* _EXERCISE AIM_
Which lines have the string "screenshot"? Copy all of them from the entries below.

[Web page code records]

______________________________

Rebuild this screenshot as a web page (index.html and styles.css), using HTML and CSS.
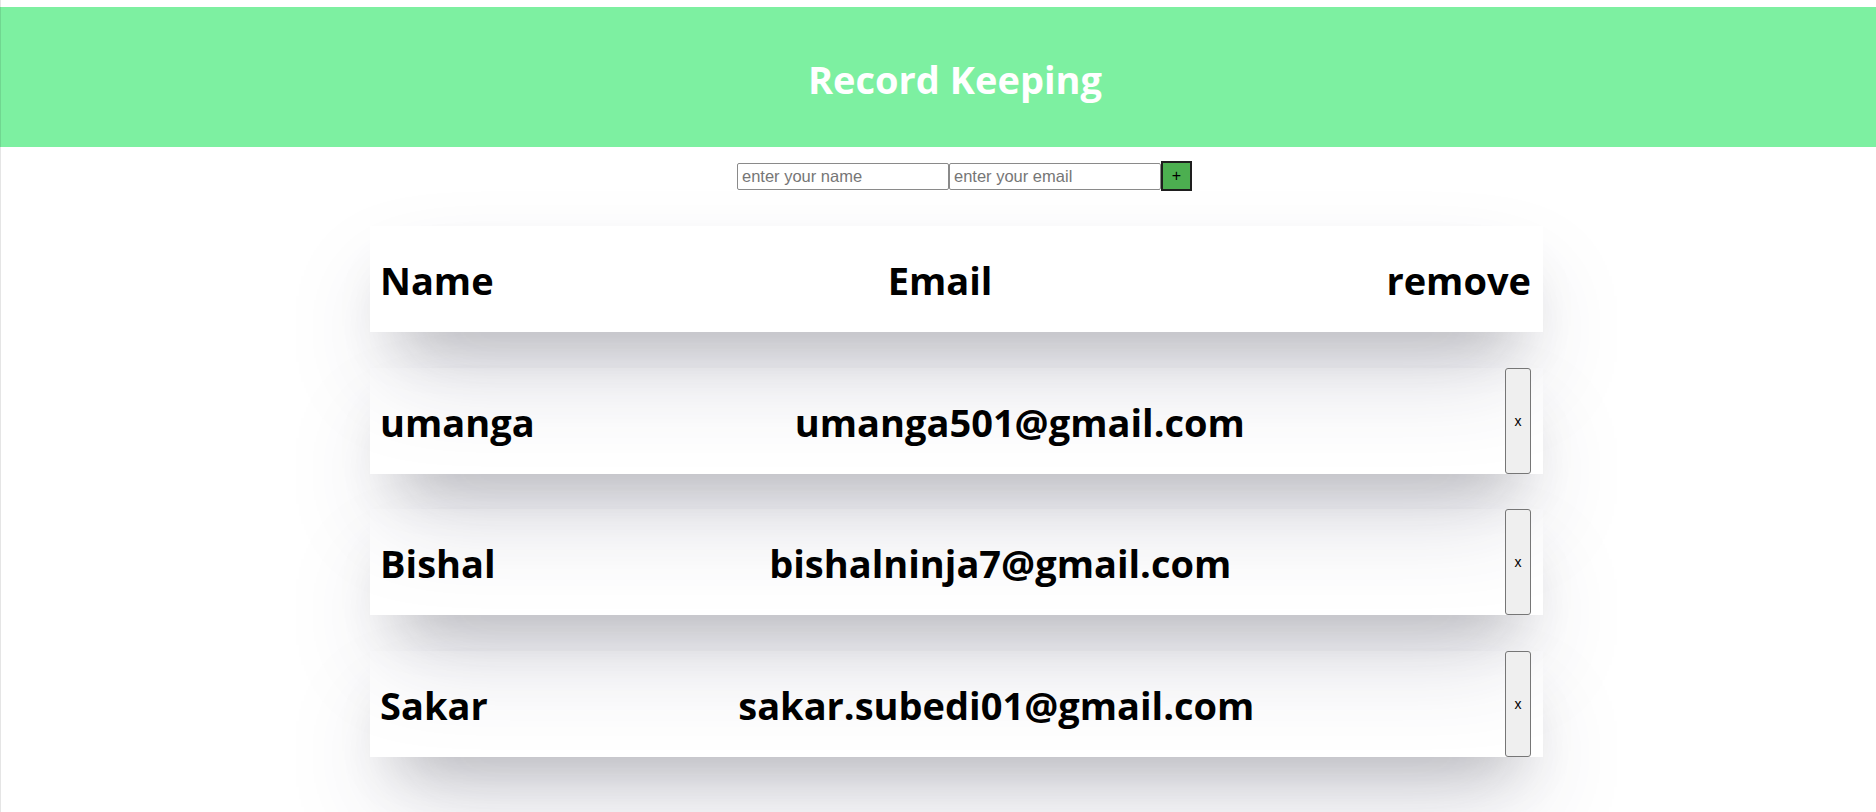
FILE: index.html
```html
<!DOCTYPE html>
<html lang="en">
<head>
<meta charset="utf-8">
<title>Record Keeping</title>
<link rel="stylesheet" href="styles.css">
</head>
<body>
<header class="topbar">
  <h1 class="title">Record Keeping</h1>
</header>
<form class="entry">
  <input class="field" type="text" placeholder="enter your name">
  <input class="field" type="email" placeholder="enter your email">
  <button class="add" type="button">+</button>
</form>
<main class="records">
  <div class="row">
    <h1 class="cell">Name</h1>
    <h1 class="cell">Email</h1>
    <h1 class="cell">remove</h1>
  </div>
  <div class="row">
    <h1 class="cell">umanga</h1>
    <h1 class="cell">umanga501@gmail.com</h1>
    <button class="del" type="button">x</button>
  </div>
  <div class="row">
    <h1 class="cell">Bishal</h1>
    <h1 class="cell">bishalninja7@gmail.com</h1>
    <button class="del" type="button">x</button>
  </div>
  <div class="row">
    <h1 class="cell">Sakar</h1>
    <h1 class="cell">sakar.subedi01@gmail.com</h1>
    <button class="del" type="button">x</button>
  </div>
</main>
</body>
</html>
```
FILE: styles.css
```css
html, body {
  margin: 0;
  padding: 0;
  background: #ffffff;
}
body {
  font-family: "Open Sans", "Noto Sans", sans-serif;
  color: #000;
  min-height: 812px;
  overflow: hidden;
}
body::before {
  content: "";
  position: fixed;
  left: 0;
  top: 0;
  width: 1px;
  height: 100%;
  background: rgba(0, 0, 0, 0.1);
  z-index: 5;
}
.topbar {
  margin-top: 7px;
  background: #7df0a1;
  padding: 46px 0 41px 34px;
}
.title {
  margin: 0;
  text-align: center;
  color: #ffffff;
  font-size: 38px;
  line-height: 53px;
  font-weight: 700;
}
.entry {
  display: flex;
  justify-content: center;
  align-items: center;
  margin: 14px 0 0;
  padding-left: 53px;
  height: 30px;
}
.field {
  box-sizing: border-box;
  width: 212px;
  height: 27px;
  margin: 0;
  padding: 1px 4px;
  border: 1px solid #8a8a8a;
  border-radius: 2px;
  font-family: "Liberation Sans", Arial, sans-serif;
  font-size: 16.5px;
  background: #fff;
}
.field::placeholder {
  color: #767676;
}
.add {
  box-sizing: border-box;
  width: 31px;
  height: 30px;
  margin: 0;
  padding: 0;
  background: #4caf50;
  border: 2px solid #1e1e1e;
  font-family: "Liberation Sans", Arial, sans-serif;
  font-size: 16px;
  color: #000;
}
.records {
  width: 1173px;
  margin: 35px 0 0 calc(50% - 568px);
  display: flex;
  flex-direction: column;
  gap: 35.67px;
}
.row {
  display: flex;
  justify-content: space-between;
  padding: 0 12px 0 10px;
  box-shadow: rgba(50, 50, 93, 0.25) 0px 50px 100px -20px, rgba(0, 0, 0, 0.3) 0px 30px 60px -30px;
}
.cell {
  margin: 28px 0 25px;
  font-size: 38px;
  line-height: 53px;
  font-weight: 700;
  white-space: nowrap;
}
.del {
  box-sizing: border-box;
  width: 26px;
  margin: 0;
  padding: 0;
  background: #efefef;
  border: 1px solid #767676;
  border-radius: 3px;
  font-family: "Liberation Sans", Arial, sans-serif;
  font-size: 14px;
  color: #000;
}
```
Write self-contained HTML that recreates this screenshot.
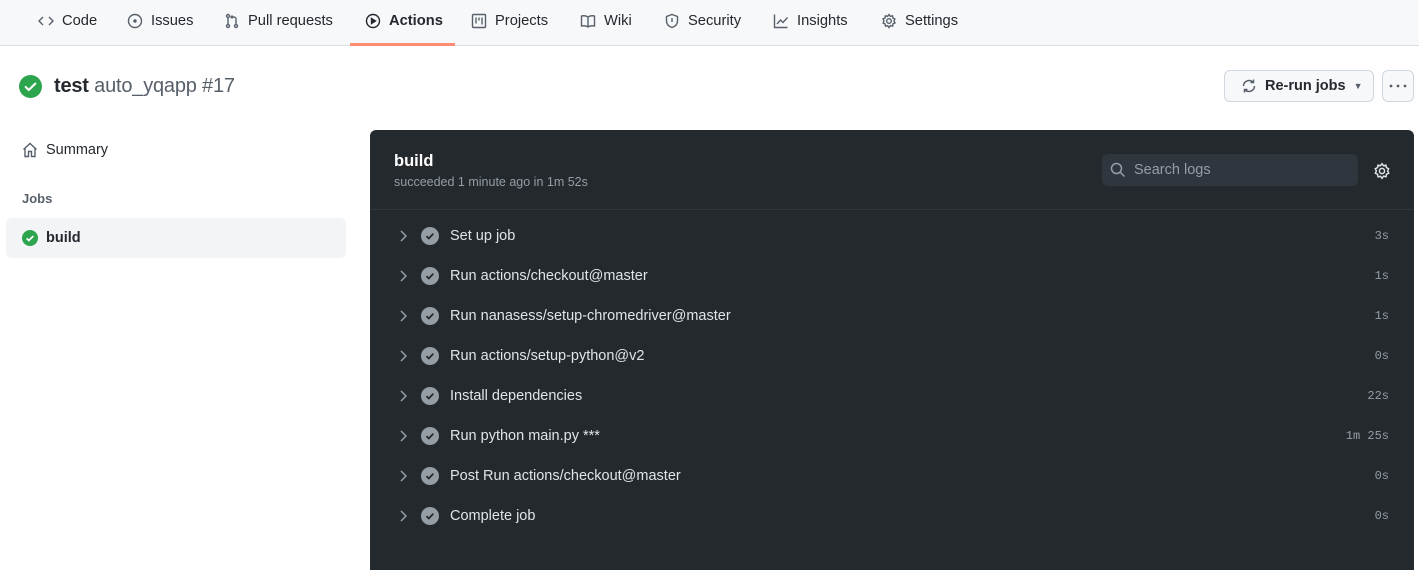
<!DOCTYPE html>
<html><head><meta charset="utf-8"><style>
*{box-sizing:border-box;margin:0;padding:0}
body{width:1419px;height:561px;overflow:hidden;background:#fff;font-family:"Liberation Sans",sans-serif;color:#24292f;position:relative}
.nav{position:absolute;left:0;top:0;width:1419px;height:46px;background:#f6f8fa;border-bottom:1px solid #d8dee4}
.t{position:absolute;top:13px;font-size:14.7px;color:#24292f;display:flex;align-items:center;gap:8px;white-space:nowrap}
.t svg{width:16px;height:16px;fill:none;stroke:#57606a;stroke-width:1.4}
.ul{position:absolute;left:350px;top:43px;width:105px;height:3px;background:#fd8c73}
.abs{position:absolute}
.dark{position:absolute;left:370px;top:130px;width:1044px;height:440px;background:#24292e;border-radius:6px 6px 0 0}
.step{position:absolute;left:0;width:1044px;height:40px;color:#e1e4e8;font-size:14.5px}
.step .ch{position:absolute;left:28px;top:13px}
.step .ck{position:absolute;left:51px;top:11px;width:18px;height:18px;border-radius:50%;background:#959da5}
.step .nm{position:absolute;left:80px;top:12px}
.step .tm{position:absolute;right:25px;top:13px;font-family:"Liberation Mono",monospace;font-size:12px;color:#959da5}
</style></head><body>
<div class="nav">
<div class="t" style="left:38px"><svg viewBox="0 0 16 16"><path d="M5 4L1 8l4 4M11 4l4 4-4 4"/></svg>Code</div>
<div class="t" style="left:127px"><svg viewBox="0 0 16 16"><circle cx="8" cy="8" r="6.5"/><circle cx="8" cy="8" r="1" fill="#57606a"/></svg>Issues</div>
<div class="t" style="left:224px"><svg viewBox="0 0 16 16"><circle cx="4" cy="3" r="1.5"/><circle cx="4" cy="13" r="1.5"/><circle cx="12" cy="13" r="1.5"/><path d="M4 4.5v7M12 11.5V6a2 2 0 0 0-2-2H7M8.5 2.5L7 4l1.5 1.5"/></svg>Pull requests</div>
<div class="t" style="left:365px;font-weight:bold"><svg viewBox="0 0 16 16" style="stroke:#24292f"><circle cx="8" cy="8" r="6.5"/><path d="M6.5 5.5v5l4-2.5z" fill="#24292f"/></svg>Actions</div>
<div class="t" style="left:471px"><svg viewBox="0 0 16 16"><rect x="1.5" y="1.5" width="13" height="13" rx="1"/><path d="M5 4.5v6M8 4.5v3M11 4.5v7"/></svg>Projects</div>
<div class="t" style="left:580px"><svg viewBox="0 0 16 16"><path d="M8 4c-2-1.5-4-1.5-6.5-1v10c2.5-.5 4.5-.5 6.5 1 2-1.5 4-1.5 6.5-1V3C12 2.5 10 2.5 8 4zM8 4v10"/></svg>Wiki</div>
<div class="t" style="left:664px"><svg viewBox="0 0 16 16"><path d="M8 1.5l5.5 2v4.5c0 3.5-2.5 5.5-5.5 6.5C5 13.5 2.5 11.5 2.5 8V3.5z M8 5v4"/></svg>Security</div>
<div class="t" style="left:773px"><svg viewBox="0 0 16 16"><path d="M1.5 1.5v13h13M4 11l3.5-4 2.5 2.5 4.5-5"/></svg>Insights</div>
<div class="t" style="left:881px"><svg viewBox="0 0 16 16"><circle cx="8" cy="8" r="2.3"/><path d="M8 1.5l1.3 1.8 2.2-.5.4 2.2 2 1L13 8l1 1.9-2 1-.4 2.2-2.2-.5L8 14.5l-1.3-1.8-2.2.5-.4-2.2-2-1L3 8 2 6l2-1 .4-2.2 2.2.5z"/></svg>Settings</div>
<div class="ul"></div>
</div>

<svg class="abs" style="left:19px;top:75px" width="23" height="23" viewBox="0 0 24 24"><circle cx="12" cy="12" r="12" fill="#2da44e"/><path d="M7 12.5l3.2 3.2L17 9" stroke="#fff" stroke-width="2.2" fill="none" stroke-linecap="round" stroke-linejoin="round"/></svg>
<div class="abs" style="left:54px;top:75px;font-size:20px;color:#24292f;letter-spacing:-0.2px"><b>test</b> <span style="color:#57606a">auto_yqapp #17</span></div>

<div class="abs" style="left:1224px;top:70px;width:150px;height:32px;border:1px solid #d0d7de;border-radius:6px;background:#f6f8fa;font-size:14.5px;font-weight:bold;display:flex;align-items:center;padding-left:16px;gap:8px">
<svg width="16" height="16" viewBox="0 0 16 16" fill="none" stroke="#57606a" stroke-width="1.5"><path d="M2.5 8a5.5 5.5 0 0 1 9.6-3.6M13.5 8a5.5 5.5 0 0 1-9.6 3.6M12.5 1.5v3h-3M3.5 14.5v-3h3"/></svg>Re-run jobs <span style="font-size:9px;color:#57606a">▼</span></div>
<div class="abs" style="left:1382px;top:70px;width:32px;height:32px;border:1px solid #d0d7de;border-radius:6px;background:#f6f8fa"></div>
<svg class="abs" style="left:1388px;top:84px" width="20" height="4"><circle cx="3" cy="2" r="1.4" fill="#57606a"/><circle cx="10" cy="2" r="1.4" fill="#57606a"/><circle cx="17" cy="2" r="1.4" fill="#57606a"/></svg>

<svg class="abs" style="left:22px;top:142px" width="16" height="16" viewBox="0 0 16 16" fill="none" stroke="#57606a" stroke-width="1.4"><path d="M1.5 7.5L8 1.5l6.5 6M3 6v8.5h3.5v-5h3v5H13V6"/></svg>
<div class="abs" style="left:46px;top:142px;font-size:14.5px">Summary</div>
<div class="abs" style="left:22px;top:191px;font-size:13px;color:#57606a;font-weight:bold">Jobs</div>
<div class="abs" style="left:6px;top:218px;width:340px;height:40px;background:#f3f4f6;border-radius:6px"></div>
<svg class="abs" style="left:22px;top:230px" width="16" height="16" viewBox="0 0 24 24"><circle cx="12" cy="12" r="12" fill="#2da44e"/><path d="M7 12.5l3.2 3.2L17 9" stroke="#fff" stroke-width="2.6" fill="none"/></svg>
<div class="abs" style="left:46px;top:230px;font-size:14.5px;font-weight:bold">build</div>

<div class="dark">
<div class="abs" style="left:24px;top:22px;font-size:16.5px;font-weight:bold;color:#fff">build</div>
<div class="abs" style="left:24px;top:45px;font-size:12.5px;color:#959da5">succeeded 1 minute ago in 1m 52s</div>
<div class="abs" style="left:732px;top:24px;width:256px;height:32px;background:#2f363d;border-radius:6px;color:#959da5;font-size:14.5px;padding:8px 0 0 32px">Search logs</div>
<svg class="abs" style="left:740px;top:32px" width="16" height="16" viewBox="0 0 16 16" fill="none" stroke="#959da5" stroke-width="1.5"><circle cx="6.5" cy="6.5" r="5"/><path d="M10.2 10.2L14.5 14.5"/></svg>
<svg class="abs" style="left:1003px;top:32px" width="18" height="18" viewBox="0 0 16 16" fill="none" stroke="#e1e4e8" stroke-width="1.3"><circle cx="8" cy="8" r="2.3"/><path d="M8 1.5l1.3 1.8 2.2-.5.4 2.2 2 1L13 8l1 1.9-2 1-.4 2.2-2.2-.5L8 14.5l-1.3-1.8-2.2.5-.4-2.2-2-1L3 8 2 6l2-1 .4-2.2 2.2.5z"/></svg>
<div class="abs" style="left:0;top:79px;width:1044px;height:1px;background:#2f363d"></div>
</div>

<div class="abs" style="left:370px;top:216px">
<div class="step" style="top:0"><svg class="ch" width="10" height="14" viewBox="0 0 10 14"><path d="M3 2l5 5-5 5" stroke="#959da5" stroke-width="1.5" fill="none"/></svg><div class="ck"><svg width="18" height="18" viewBox="0 0 18 18"><path d="M5.5 9.2l2.3 2.3 4.5-4.7" stroke="#24292e" stroke-width="1.8" fill="none"/></svg></div><div class="nm">Set up job</div><div class="tm">3s</div></div>
<div class="step" style="top:40px"><svg class="ch" width="10" height="14" viewBox="0 0 10 14"><path d="M3 2l5 5-5 5" stroke="#959da5" stroke-width="1.5" fill="none"/></svg><div class="ck"><svg width="18" height="18" viewBox="0 0 18 18"><path d="M5.5 9.2l2.3 2.3 4.5-4.7" stroke="#24292e" stroke-width="1.8" fill="none"/></svg></div><div class="nm">Run actions/checkout@master</div><div class="tm">1s</div></div>
<div class="step" style="top:80px"><svg class="ch" width="10" height="14" viewBox="0 0 10 14"><path d="M3 2l5 5-5 5" stroke="#959da5" stroke-width="1.5" fill="none"/></svg><div class="ck"><svg width="18" height="18" viewBox="0 0 18 18"><path d="M5.5 9.2l2.3 2.3 4.5-4.7" stroke="#24292e" stroke-width="1.8" fill="none"/></svg></div><div class="nm">Run nanasess/setup-chromedriver@master</div><div class="tm">1s</div></div>
<div class="step" style="top:120px"><svg class="ch" width="10" height="14" viewBox="0 0 10 14"><path d="M3 2l5 5-5 5" stroke="#959da5" stroke-width="1.5" fill="none"/></svg><div class="ck"><svg width="18" height="18" viewBox="0 0 18 18"><path d="M5.5 9.2l2.3 2.3 4.5-4.7" stroke="#24292e" stroke-width="1.8" fill="none"/></svg></div><div class="nm">Run actions/setup-python@v2</div><div class="tm">0s</div></div>
<div class="step" style="top:160px"><svg class="ch" width="10" height="14" viewBox="0 0 10 14"><path d="M3 2l5 5-5 5" stroke="#959da5" stroke-width="1.5" fill="none"/></svg><div class="ck"><svg width="18" height="18" viewBox="0 0 18 18"><path d="M5.5 9.2l2.3 2.3 4.5-4.7" stroke="#24292e" stroke-width="1.8" fill="none"/></svg></div><div class="nm">Install dependencies</div><div class="tm">22s</div></div>
<div class="step" style="top:200px"><svg class="ch" width="10" height="14" viewBox="0 0 10 14"><path d="M3 2l5 5-5 5" stroke="#959da5" stroke-width="1.5" fill="none"/></svg><div class="ck"><svg width="18" height="18" viewBox="0 0 18 18"><path d="M5.5 9.2l2.3 2.3 4.5-4.7" stroke="#24292e" stroke-width="1.8" fill="none"/></svg></div><div class="nm">Run python main.py ***</div><div class="tm">1m 25s</div></div>
<div class="step" style="top:240px"><svg class="ch" width="10" height="14" viewBox="0 0 10 14"><path d="M3 2l5 5-5 5" stroke="#959da5" stroke-width="1.5" fill="none"/></svg><div class="ck"><svg width="18" height="18" viewBox="0 0 18 18"><path d="M5.5 9.2l2.3 2.3 4.5-4.7" stroke="#24292e" stroke-width="1.8" fill="none"/></svg></div><div class="nm">Post Run actions/checkout@master</div><div class="tm">0s</div></div>
<div class="step" style="top:280px"><svg class="ch" width="10" height="14" viewBox="0 0 10 14"><path d="M3 2l5 5-5 5" stroke="#959da5" stroke-width="1.5" fill="none"/></svg><div class="ck"><svg width="18" height="18" viewBox="0 0 18 18"><path d="M5.5 9.2l2.3 2.3 4.5-4.7" stroke="#24292e" stroke-width="1.8" fill="none"/></svg></div><div class="nm">Complete job</div><div class="tm">0s</div></div>
</div>
</body></html>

______________________________

* _TASK SOLUTION_
Rebuild this screenshot as a web page (index.html and styles.css), using HTML and CSS.
Write self-contained HTML that recreates this screenshot.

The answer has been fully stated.